FTC orders AI chatbot firms to disclose child‑safety practices

The US Federal Trade Commission (FTC) sent compulsory 6(b) orders to seven AI chatbot operators, including OpenAI, Alphabet, Meta, xAI, Snap, Character Technologies and Instagram, demanding details on how their bots handle minors, monetize engagement and mitigate harm.
The agency wants a clear picture of design and oversight: how firms process inputs and generate outputs, approve and manage characters, measure, test and monitor for negative impacts before and after deployment, and mitigate risks to minors.
The orders also ask how companies impose and enforce age limits, what disclosures they provide to users and parents, how they collect, use or share personal data, and how they police terms of service and community rules, including compliance with the Children’s Online Privacy Protection Act (COPPA).
FTC Chair Andrew N. Ferguson framed the move as a balance between safety and innovation:
Protecting kids online is a top priority for the Trump‑Vance FTC, and so is fostering innovation in critical sectors of our economy.
The Commission voted 3–0 to issue the orders, which kick off a broad study rather than an enforcement action.

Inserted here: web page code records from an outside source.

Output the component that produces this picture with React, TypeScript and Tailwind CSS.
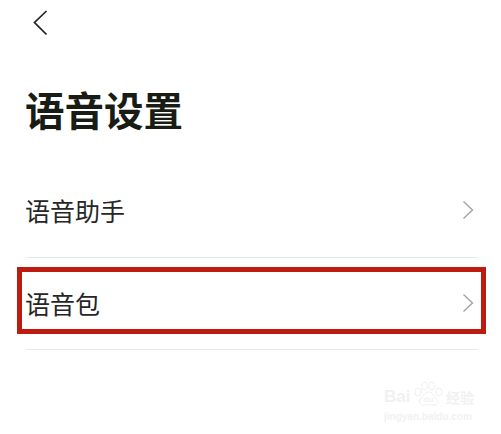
const cjk = "font-['Noto_Sans_CJK_SC','Noto_Sans_CJK_JP',sans-serif]";
const sans = "font-['Liberation_Sans',sans-serif]";

function Chevron() {
  return (
    <svg width="12" height="20" viewBox="0 0 12 20" fill="none" className="shrink-0">
      <path d="M1.500 1.500 L10.500 10 L1.500 18.500" stroke="#a3a3a3" strokeWidth="1.400" />
    </svg>
  );
}

// faint image-host stamp that sits over the page corner
function Watermark() {
  return (
    <div className="absolute right-[27px] bottom-[11px] w-[90px] flex flex-col text-[#f1f1f1] select-none">
      <div className="flex items-end justify-between">
        <span className={`text-[17px] leading-[20px] font-bold ${sans}`}>Bai</span>
        <svg width="29" height="26" viewBox="0 0 29 26" fill="none" stroke="currentColor" strokeWidth="1">
          <ellipse cx="4" cy="11" rx="3" ry="4" />
          <ellipse cx="10.500" cy="5" rx="3" ry="4" />
          <ellipse cx="18" cy="5" rx="3" ry="4" />
          <ellipse cx="25" cy="11" rx="3" ry="4" />
          <path d="M14.500 11 C10.500 11 9.500 15 6.500 18 C3.500 21 6.500 25 10.500 24 C12.500 23.500 16.500 23.500 18.500 24 C22.500 25 25.500 21 22.500 18 C19.500 15 18.500 11 14.500 11 Z" />
          <text x="14.500" y="21" textAnchor="middle" fontSize="8" fontWeight="700" fill="currentColor" stroke="none" fontFamily="Liberation Sans">du</text>
        </svg>
        <span className={`text-[14px] leading-[20px] font-bold ${cjk}`}>经验</span>
      </div>
      <span className={`mt-[3px] text-[10px] leading-[13px] font-bold whitespace-nowrap ${sans}`}>jingyan.baidu.com</span>
    </div>
  );
}

export default function App() {
  return (
    <div className={`relative w-[501px] h-[434px] overflow-hidden bg-white pl-[26px] pr-[23px] ${cjk}`}>
      <div className="pt-[10px] pl-[7px] h-[90px]">
        <svg width="15" height="26" viewBox="0 0 15 26" fill="none">
          <path d="M13.500 1 L1.500 12.500 L13.500 24.500" stroke="#1f1f1f" strokeWidth="1.700" />
        </svg>
      </div>
      <h1 className="h-[38px] -ml-px text-[39.500px] leading-[38px] font-bold text-[#181c14] whitespace-nowrap">语音设置</h1>

      <div className="mt-[68px] pb-[33px] pr-[4px] flex items-center justify-between border-b border-[#e8e8e8]">
        <span className="-ml-px text-[25px] leading-[28px] text-[#262626]">语音助手</span>
        <Chevron />
      </div>

      <div className="mt-[9px] -ml-[9px] -mr-[8px] h-[67px] pt-[4px] pl-[3px] pr-[7px] flex items-center justify-between border-[5px] border-[#bd1a10]">
        <span className="text-[25px] leading-[28px] text-[#262626]">语音包</span>
        <Chevron />
      </div>

      <div className="mt-[15px] h-px bg-[#e8e8e8]" />
      <Watermark />
    </div>
  );
}
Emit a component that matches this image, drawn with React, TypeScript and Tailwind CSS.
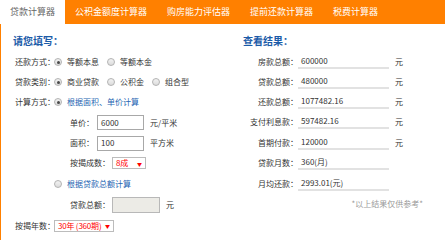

Companies are expected to respond within 45 days.
The inquiry follows mounting concern over AI bots that simulate friendship or intimacy with young users. Advocacy groups recently documented hundreds of harmful interactions in a short test window, including prompts around sexual content, drugs and inappropriate relationships involving users as young as 12–15. High‑profile incidents and litigation around chatbot interactions with minors have also elevated the issue.
Regulators are asking for monthly data on engagement, revenue and safety incidents by age band (children under 13; teens 13–17; minors under 18; young adults 18–24; and 25+). The goal is to map how companion bots are built and how they evolve. It also involves checking whether firms run robust pre‑launch evaluations and post‑launch monitoring to catch harm, then disclose those risks to families in a clear and useful way.
State policy is moving too. California’s SB 243, now on the governor’s desk, would set baseline rules for AI companions after a run of scandals and tragic cases, aiming to limit capabilities in conversations with minors and add stronger notice and control for parents.